» DATASET CONTENT
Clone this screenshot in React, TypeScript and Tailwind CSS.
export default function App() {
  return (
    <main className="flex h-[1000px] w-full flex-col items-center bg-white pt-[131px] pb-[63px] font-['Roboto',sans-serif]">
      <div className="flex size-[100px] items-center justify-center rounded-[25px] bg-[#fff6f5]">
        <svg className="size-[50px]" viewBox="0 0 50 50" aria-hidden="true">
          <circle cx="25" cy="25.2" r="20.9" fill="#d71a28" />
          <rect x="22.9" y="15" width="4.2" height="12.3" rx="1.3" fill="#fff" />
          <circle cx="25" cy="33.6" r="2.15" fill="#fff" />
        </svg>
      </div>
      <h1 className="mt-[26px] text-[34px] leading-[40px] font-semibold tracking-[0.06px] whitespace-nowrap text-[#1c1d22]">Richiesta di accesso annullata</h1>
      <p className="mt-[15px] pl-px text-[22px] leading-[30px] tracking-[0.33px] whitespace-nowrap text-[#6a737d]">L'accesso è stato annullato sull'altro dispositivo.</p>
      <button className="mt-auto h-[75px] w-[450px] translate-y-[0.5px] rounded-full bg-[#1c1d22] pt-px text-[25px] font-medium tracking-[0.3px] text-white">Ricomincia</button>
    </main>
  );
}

» EXERCISE BRIEF
Please reproduce every line of the material word for word.

» EXPECTED OUTPUT
Clone this screenshot in React, TypeScript and Tailwind CSS.
export default function App() {
  return (
    <main className="flex h-[1000px] w-full flex-col items-center bg-white pt-[131px] pb-[63px] font-['Roboto',sans-serif]">
      <div className="flex size-[100px] items-center justify-center rounded-[25px] bg-[#fff6f5]">
        <svg className="size-[50px]" viewBox="0 0 50 50" aria-hidden="true">
          <circle cx="25" cy="25.2" r="20.9" fill="#d71a28" />
          <rect x="22.9" y="15" width="4.2" height="12.3" rx="1.3" fill="#fff" />
          <circle cx="25" cy="33.6" r="2.15" fill="#fff" />
        </svg>
      </div>
      <h1 className="mt-[26px] text-[34px] leading-[40px] font-semibold tracking-[0.06px] whitespace-nowrap text-[#1c1d22]">Richiesta di accesso annullata</h1>
      <p className="mt-[15px] pl-px text-[22px] leading-[30px] tracking-[0.33px] whitespace-nowrap text-[#6a737d]">L'accesso è stato annullato sull'altro dispositivo.</p>
      <button className="mt-auto h-[75px] w-[450px] translate-y-[0.5px] rounded-full bg-[#1c1d22] pt-px text-[25px] font-medium tracking-[0.3px] text-white">Ricomincia</button>
    </main>
  );
}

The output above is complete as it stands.